Aug 21, 2014 11:09AM
Another stupid topic by MSN. When you retire, the majority of people want peace and quiet NOT a "cool college town" with drunk kids running around having sex in parking lots.
Aug 21, 2014 8:09AM

Interesting article. I love Boise and Idaho but it is not as tax friendly as the article states. Normal

retirees here have all income treated just like the it is by the IRS.

Aug 21, 2014 8:17AM
It is quite apparent that the author of this article has never been to Chapel Hill, NC, the home of The University of North Carolina.
Aug 21, 2014 10:02AM

I live in a southern college town. Nice place to live, safe, quiet enough. Plenty to do - music, movies in the park, county fair, lots to eat and drink beyond the standard franchise fare available in all the cities coast to coast.

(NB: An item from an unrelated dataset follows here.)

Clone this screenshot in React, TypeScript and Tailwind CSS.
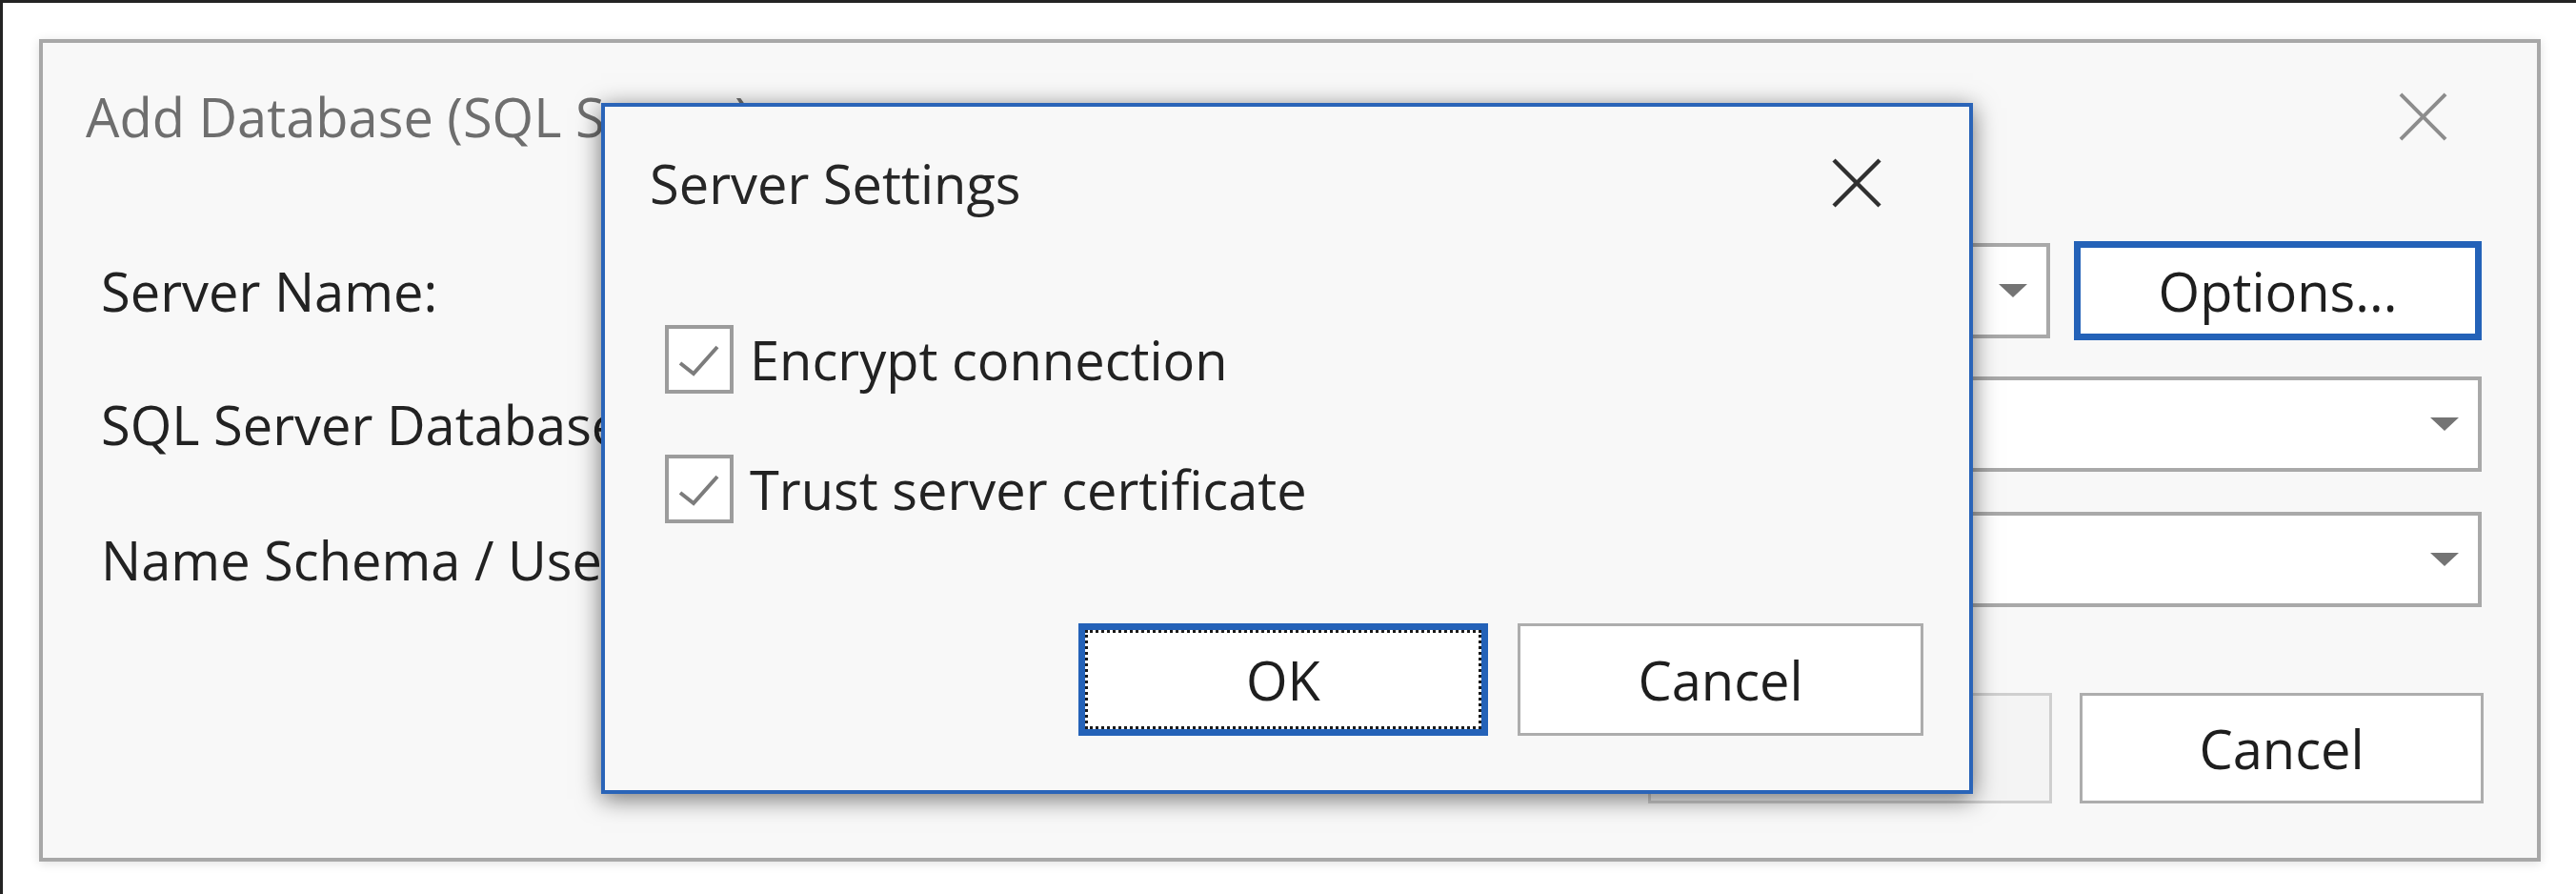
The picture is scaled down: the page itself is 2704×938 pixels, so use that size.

Its definitely what you make of it though. If you come to a place like this looking to be entertained or if you are picky about the entertainment (you like only one kind of music)  - you'll be disappointed. If you need a nice town to do your thing in - close to the stores that support your hobbies (outdoors, antique cars, woodcraft) - and close to things like craft shows and car shows and wilderness areas where you can hike and camp - then a place like this will work for you. Plenty of educated people here and always interesting things happening on campus like famous people who come and give talks. Classes can be taken on campus or nearby at the local vocational school. All in all a pretty good place to live. FWIW I have friends that are bored to death living in a big city all b/c they don't create something to do, they wait for entertainment. Go to the lake! Go for a hike! Build something. Fix something. Turn off the darn TV!

Aug 21, 2014 10:07AM
State College was voted 2nd most party college in the county...yeah, right , like I want to move there in the middle of nowhere..College ave is only a few blocks long ...nothing but bars and kiddos..who would want to spend their retirement years back on a campus?
Aug 21, 2014 12:38PM
I lived in Ft Collins, Colorado back in the 70's.  At that time it was a truly great "town" with small town appeal. No real industry, just a simple college town.  However, in the mid 80's it started to boom out of control with what they call progression in land and property development.  Thanks to the liberal greed inspired fat cats, Ft Collins no longer has that small college town appeal.  It is quite expensive to live there now that the "acceptable" lifestyle expectation that has been driven into the upper middle to well to do households.  Basically, it's now a compressed city type small town.